A workshop on product innovation for African entrepreneurs

Lia Gold-Garfinkel

Dec 5, 2024

Carnegie Mellon University’s Integrated Innovation Institute and CMU-Africa’s Industry Innovation Lab (IIL) teamed up this past summer for the inaugural IIL Product Innovation Workshop. The workshop took place from August 5-9 at the College of Engineering’s location in Kigali, Rwanda.

The IIL Product Innovation Workshop was designed for tech startup entrepreneurs in Africa. Stanley Mukasa, associate director of entrepreneurship, explains that IIL decided to partner with the Integrated Innovation Institute because of the need that he saw for entrepreneurs at CMU-Africa to learn more about product innovation.

"We decided to create a five-day workshop aimed at taking these entrepreneurs through the entire process of the thinking behind the products, the markets, the clients," Mukasa explains. "Covering the actual design process, the factors put into conducting market research to understand the entire process, and then leading to the final solution design and presentation."

The workshop hosted about 50 participants who are all primarily founders of their own startups. The group came from 12 countries in Africa. Throughout the workshop, participants engaged in a number of hands-on exercises, facilitated by Integrated Innovation Institute’s Peter Boatwright and Ellen Ayoob.

"We weren't just lecturing," says Boatwright, director of the Integrated Innovation Institute. "Our sessions were highly experiential, and we also dialogued about how to innovate and work across the continent. There's a lot of commonalities, as well as individual differences, across Africa."

This extremely diverse range of both participants and leaders required Boatwright, Ayoob, and Mukasa, along with Maria Mayanja, IIL program manager, to curate the workshop to be universally relevant to all African entrepreneurs.

With cultural differences in mind, the workshop’s main exercise had participants develop solutions for city transportation issues, a problem that not only affects the host city Kigali, but several other cities across the continent as well. Participants were tasked with going out into the city to conduct field research, identifying people stranded on the city streets in the early morning and late evening hours of the day. Doing so gave the participants an idea of what potential consumers might need, before they began developing solutions.

"We were really careful to pick an activity that allowed the entrepreneurs to research consumer insights," explains Ayoob, program director in the Integrated Innovation Institute. "This activity also created more opportunities for cross-cultural collaboration. Each team had to have someone who spoke the native language of Kinyarwanda, so that they were able to help translate in the field."

Person being interviewed in Kigali street

"It changed perspectives dramatically, because they realized the importance of hearing verbatim, seeing the eyes of the other person, and they realized how much more information they're getting than sitting at their desks," says Boatwright.

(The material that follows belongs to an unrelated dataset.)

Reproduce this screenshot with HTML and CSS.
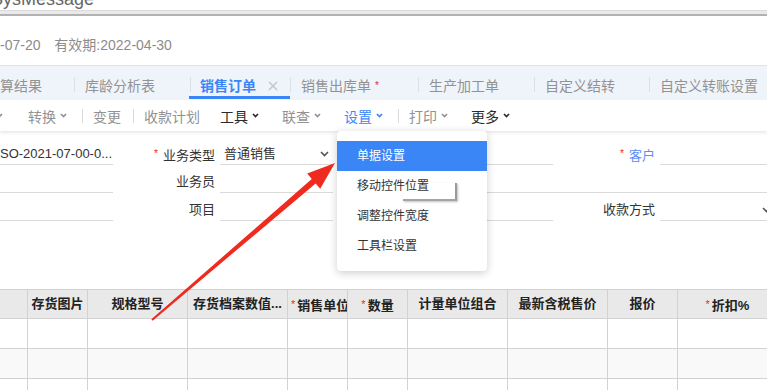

All parties agreed that the workshop was a success. Ideally they would like to make this workshop an annual event, covering different topics and expanding their reach. Mukasa reported that the workshop was also a great networking opportunity for the participants, as doors have been opened for these startups within the African continent to collaborate and potentially even open up new markets. Mukasa also mentioned that about 40 percent of the participants were women, two of whom began their own training program to help other women entrepreneurs in Africa.

"That ripple effect is growing, and we want to be part of that by also supporting them to implement training and other programs they're doing," says Mukasa.